- _Exercise requirements_
Omit any picture, and return the remaining data exactly as written.

- _Collected material_

_ _ _ _ _

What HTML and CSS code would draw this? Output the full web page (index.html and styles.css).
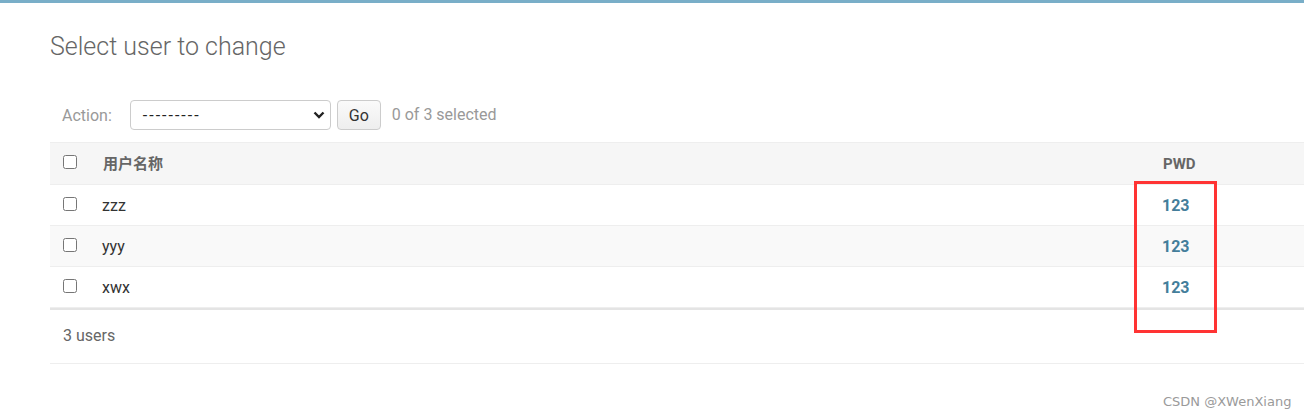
FILE: index.html
```html
<!DOCTYPE html>
<html lang="en">
<head>
<meta charset="utf-8">
<title>Select user to change</title>
<link rel="stylesheet" href="styles.css">
</head>
<body>
<div class="topbar"></div>
<div class="content">
  <h1 class="title">Select user to change</h1>
  <div class="actions">
    <label class="action-label">Action:</label>
    <div class="select">
      <span class="select-value">---------</span>
      <svg class="chevron" width="12" height="8" viewBox="0 0 12 8"><path d="M1.5 1.5 L6 6 L10.5 1.5" fill="none" stroke="#222" stroke-width="2.4"/></svg>
    </div>
    <button class="go">Go</button>
    <span class="counter">0 of 3 selected</span>
  </div>
  <table class="results">
    <colgroup>
      <col class="w-check">
      <col class="w-name">
      <col class="w-pwd">
    </colgroup>
    <thead>
      <tr>
        <th class="col-check"><input type="checkbox" class="cb"></th>
        <th class="col-name">用户名称</th>
        <th class="col-pwd">PWD</th>
      </tr>
    </thead>
    <tbody>
      <tr>
        <td class="col-check"><input type="checkbox" class="cb"></td>
        <td class="col-name">zzz</td>
        <td class="col-pwd"><a class="pwd-link">123</a></td>
      </tr>
      <tr class="alt">
        <td class="col-check"><input type="checkbox" class="cb"></td>
        <td class="col-name">yyy</td>
        <td class="col-pwd"><a class="pwd-link">123</a></td>
      </tr>
      <tr>
        <td class="col-check"><input type="checkbox" class="cb"></td>
        <td class="col-name">xwx</td>
        <td class="col-pwd"><a class="pwd-link">123</a></td>
      </tr>
    </tbody>
  </table>
  <p class="paginator">3 users</p>
</div>
<div class="highlight"></div>
<div class="watermark">CSDN @XWenXiang</div>
</body>
</html>
```
FILE: styles.css
```css
html, body {
  margin: 0;
  padding: 0;
  background: #fff;
}
body {
  font-family: Roboto, "Liberation Sans", "Noto Sans CJK SC", sans-serif;
  color: #333;
  width: 1304px;
  height: 418px;
  overflow: hidden;
  position: relative;
}
.topbar {
  height: 3px;
  background: #79aec8;
}
.content {
  padding-left: 50px;
}
.title {
  margin: 29px 0 0;
  font-size: 25px;
  line-height: 30px;
  font-weight: 300;
  color: #666;
}
.actions {
  margin-top: 38px;
  height: 30px;
  display: flex;
  align-items: center;
  padding-left: 12px;
  font-size: 16px;
}
.action-label {
  color: #999;
  margin-right: 18px;
}
.select {
  box-sizing: border-box;
  width: 201px;
  height: 30px;
  border: 1px solid #ccc;
  border-radius: 4px;
  display: flex;
  align-items: center;
  justify-content: space-between;
  padding: 0 5px 0 12px;
  color: #222;
  font-size: 16px;
}
.select-value {
  letter-spacing: 2px;
}
.go {
  box-sizing: border-box;
  margin-left: 6px;
  width: 44px;
  height: 30px;
  border: 1px solid #ccc;
  border-radius: 4px;
  background: linear-gradient(#fafafa, #eeeeee);
  font-family: Roboto, "Liberation Sans", sans-serif;
  font-size: 16px;
  color: #333;
  padding: 0;
}
.counter {
  margin-left: 11px;
  color: #999;
  margin-top: -2px;
}
.results {
  margin-top: 12px;
  width: 1254px;
  border-collapse: separate;
  border-spacing: 0;
  table-layout: fixed;
}
.w-check { width: 40px; }
.w-name { width: 1060px; }
.w-pwd { width: 154px; }
.results th {
  background: #f6f6f6;
  border-top: 1px solid #eee;
  border-bottom: 1px solid #eee;
  line-height: 39px;
  height: 41px;
  padding: 2px 0 0;
  box-sizing: border-box;
  text-align: left;
  font-size: 15px;
  font-weight: 700;
  color: #666;
  font-family: Roboto, "Noto Sans CJK SC", sans-serif;
}
.results td {
  border-bottom: 1px solid #eee;
  line-height: 38px;
  height: 38px;
  padding: 2px 0 0;
  font-size: 16px;
  color: #333;
  vertical-align: middle;
}
.results tr.alt td {
  background: #f9f9f9;
}
.results .col-check {
  padding-left: 13px;
}
.results .col-name {
  padding-left: 12px;
}
.results th.col-name {
  padding-left: 13px;
}
.results .col-pwd {
  padding-left: 12px;
}
.results th.col-pwd {
  padding-left: 13px;
}
.cb {
  width: 14px;
  height: 14px;
  margin: 0;
  vertical-align: middle;
  position: relative;
  top: -3px;
}
.pwd-link {
  color: #447e9b;
  font-weight: 700;
  text-decoration: none;
}
.paginator {
  margin: 0;
  border-top: 2px solid #e4e4e4;
  border-bottom: 1px solid #eee;
  padding: 15px 13px 16px;
  line-height: 22px;
  font-size: 16px;
  color: #666;
}
.highlight {
  position: absolute;
  left: 1134px;
  top: 181px;
  width: 83px;
  height: 152px;
  box-sizing: border-box;
  border: 3px solid #f33;
}
.watermark {
  position: absolute;
  left: 1163px;
  top: 394px;
  font-family: "DejaVu Sans", sans-serif;
  font-size: 13px;
  color: #9a9a9a;
  white-space: nowrap;
}
```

_ _ _ _ _

- _Written solution_
What HTML and CSS code would draw this? Output the full web page (index.html and styles.css).
FILE: index.html
```html
<!DOCTYPE html>
<html lang="en">
<head>
<meta charset="utf-8">
<title>Select user to change</title>
<link rel="stylesheet" href="styles.css">
</head>
<body>
<div class="topbar"></div>
<div class="content">
  <h1 class="title">Select user to change</h1>
  <div class="actions">
    <label class="action-label">Action:</label>
    <div class="select">
      <span class="select-value">---------</span>
      <svg class="chevron" width="12" height="8" viewBox="0 0 12 8"><path d="M1.5 1.5 L6 6 L10.5 1.5" fill="none" stroke="#222" stroke-width="2.4"/></svg>
    </div>
    <button class="go">Go</button>
    <span class="counter">0 of 3 selected</span>
  </div>
  <table class="results">
    <colgroup>
      <col class="w-check">
      <col class="w-name">
      <col class="w-pwd">
    </colgroup>
    <thead>
      <tr>
        <th class="col-check"><input type="checkbox" class="cb"></th>
        <th class="col-name">用户名称</th>
        <th class="col-pwd">PWD</th>
      </tr>
    </thead>
    <tbody>
      <tr>
        <td class="col-check"><input type="checkbox" class="cb"></td>
        <td class="col-name">zzz</td>
        <td class="col-pwd"><a class="pwd-link">123</a></td>
      </tr>
      <tr class="alt">
        <td class="col-check"><input type="checkbox" class="cb"></td>
        <td class="col-name">yyy</td>
        <td class="col-pwd"><a class="pwd-link">123</a></td>
      </tr>
      <tr>
        <td class="col-check"><input type="checkbox" class="cb"></td>
        <td class="col-name">xwx</td>
        <td class="col-pwd"><a class="pwd-link">123</a></td>
      </tr>
    </tbody>
  </table>
  <p class="paginator">3 users</p>
</div>
<div class="highlight"></div>
<div class="watermark">CSDN @XWenXiang</div>
</body>
</html>
```
FILE: styles.css
```css
html, body {
  margin: 0;
  padding: 0;
  background: #fff;
}
body {
  font-family: Roboto, "Liberation Sans", "Noto Sans CJK SC", sans-serif;
  color: #333;
  width: 1304px;
  height: 418px;
  overflow: hidden;
  position: relative;
}
.topbar {
  height: 3px;
  background: #79aec8;
}
.content {
  padding-left: 50px;
}
.title {
  margin: 29px 0 0;
  font-size: 25px;
  line-height: 30px;
  font-weight: 300;
  color: #666;
}
.actions {
  margin-top: 38px;
  height: 30px;
  display: flex;
  align-items: center;
  padding-left: 12px;
  font-size: 16px;
}
.action-label {
  color: #999;
  margin-right: 18px;
}
.select {
  box-sizing: border-box;
  width: 201px;
  height: 30px;
  border: 1px solid #ccc;
  border-radius: 4px;
  display: flex;
  align-items: center;
  justify-content: space-between;
  padding: 0 5px 0 12px;
  color: #222;
  font-size: 16px;
}
.select-value {
  letter-spacing: 2px;
}
.go {
  box-sizing: border-box;
  margin-left: 6px;
  width: 44px;
  height: 30px;
  border: 1px solid #ccc;
  border-radius: 4px;
  background: linear-gradient(#fafafa, #eeeeee);
  font-family: Roboto, "Liberation Sans", sans-serif;
  font-size: 16px;
  color: #333;
  padding: 0;
}
.counter {
  margin-left: 11px;
  color: #999;
  margin-top: -2px;
}
.results {
  margin-top: 12px;
  width: 1254px;
  border-collapse: separate;
  border-spacing: 0;
  table-layout: fixed;
}
.w-check { width: 40px; }
.w-name { width: 1060px; }
.w-pwd { width: 154px; }
.results th {
  background: #f6f6f6;
  border-top: 1px solid #eee;
  border-bottom: 1px solid #eee;
  line-height: 39px;
  height: 41px;
  padding: 2px 0 0;
  box-sizing: border-box;
  text-align: left;
  font-size: 15px;
  font-weight: 700;
  color: #666;
  font-family: Roboto, "Noto Sans CJK SC", sans-serif;
}
.results td {
  border-bottom: 1px solid #eee;
  line-height: 38px;
  height: 38px;
  padding: 2px 0 0;
  font-size: 16px;
  color: #333;
  vertical-align: middle;
}
.results tr.alt td {
  background: #f9f9f9;
}
.results .col-check {
  padding-left: 13px;
}
.results .col-name {
  padding-left: 12px;
}
.results th.col-name {
  padding-left: 13px;
}
.results .col-pwd {
  padding-left: 12px;
}
.results th.col-pwd {
  padding-left: 13px;
}
.cb {
  width: 14px;
  height: 14px;
  margin: 0;
  vertical-align: middle;
  position: relative;
  top: -3px;
}
.pwd-link {
  color: #447e9b;
  font-weight: 700;
  text-decoration: none;
}
.paginator {
  margin: 0;
  border-top: 2px solid #e4e4e4;
  border-bottom: 1px solid #eee;
  padding: 15px 13px 16px;
  line-height: 22px;
  font-size: 16px;
  color: #666;
}
.highlight {
  position: absolute;
  left: 1134px;
  top: 181px;
  width: 83px;
  height: 152px;
  box-sizing: border-box;
  border: 3px solid #f33;
}
.watermark {
  position: absolute;
  left: 1163px;
  top: 394px;
  font-family: "DejaVu Sans", sans-serif;
  font-size: 13px;
  color: #9a9a9a;
  white-space: nowrap;
}
```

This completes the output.